Wszystkie opłaty za regularne kupowanie i dostarczanie wody na teren szkoły i do wspólnoty zakonnej w zeszłym roku przyszły z Waszych ofiar wpłacanych na Projekt 691, za co jesteśmy Wam bardzo wdzięczni. Osób, które korzystają  dziennie z dostępu do wody jest wiele. Ponad 1500 uczniów uczęszczających do naszej szkoły w Cacuaco. W każdą sobotę i niedzielę klasy szkolne zamieniają się na salki katechetyczne oraz oratorium i wszyscy mogą napełnić swoje pojemniki wodą do picia. Klimat tutaj jest tropikalny i bardzo wilgotny, a wiec zapotrzebowanie na wodę pitną jest tez bardzo duże.

Od listopada 2022 roku sytuacja na placówce zaczęła się nieco poprawiać. Zostały przeprowadzone niektóre naprawy i zaczęto częściej  otwierać zawory doprowadzające wodę. Odbywa się to raz albo dwa razy w ciągu tygodnia. Nadal trwa naprawa i wymiana popękanych rur, jednak już dziś widać pozytywne efekty tych działań.

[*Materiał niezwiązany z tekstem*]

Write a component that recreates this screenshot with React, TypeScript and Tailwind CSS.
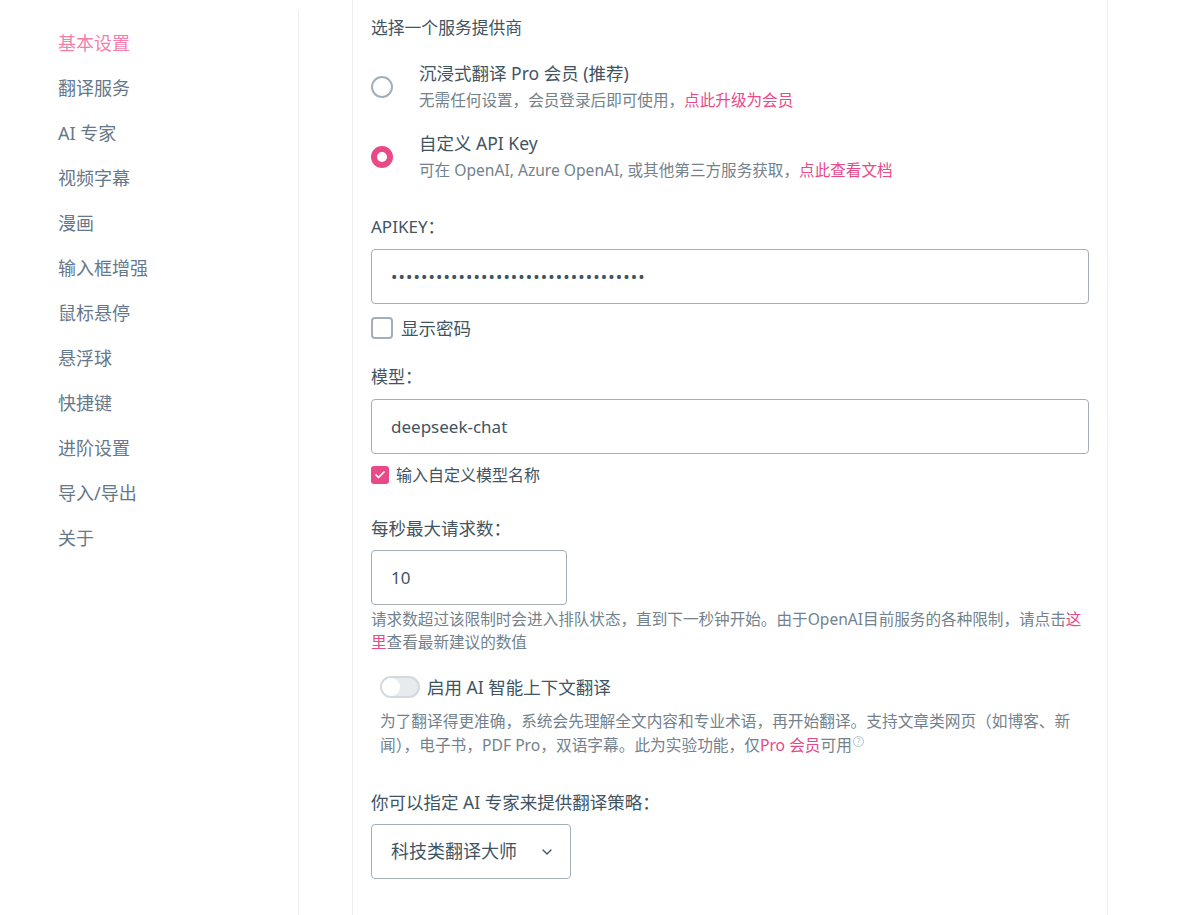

Dodatkowo wymiernym skutkiem dostępu do wody jest nasz ogród, który zazielenił się sałatą, szpinakiem, papryką i innymi warzywami. Aż trudno uwierzyć, że kraj taki jak Angola oblany z jednej strony wodami Oceanu i posiadający wiele rzek może mieć problemy z wodą w życiu codziennym. Według zapewnienia Pana Jezusa kubek wody podany spragnionemu nie będzie zapomniany. Macie wiec na koncie Banku Niebieskiego drodzy Dobrodzieje tysiące litrów wody podanej spragnionemu do picia, do mycia się i sprzątania, do utrzymania w czystości budynków sanitarnych i do gotowania, jak również do utrzymania posadzonych kilka lat temu drzew i krzewów oraz kwiatów ciągle zielonymi i kwitnącymi, które w gorące i upalne dni dają cień i poczucie piękna i świeżości. Niech Wam dobry Bóg wynagrodzi swoim błogosławieństwem, dobrym zdrowiem i pokojem na co dzień.

Wdzięczna za otrzymane fundusze i zainteresowanie naszymi potrzebami Wspólnota Sióstr Salezjanek z Cacuaco wraz z uczniami i personelem szkoły św. Jana Bosco.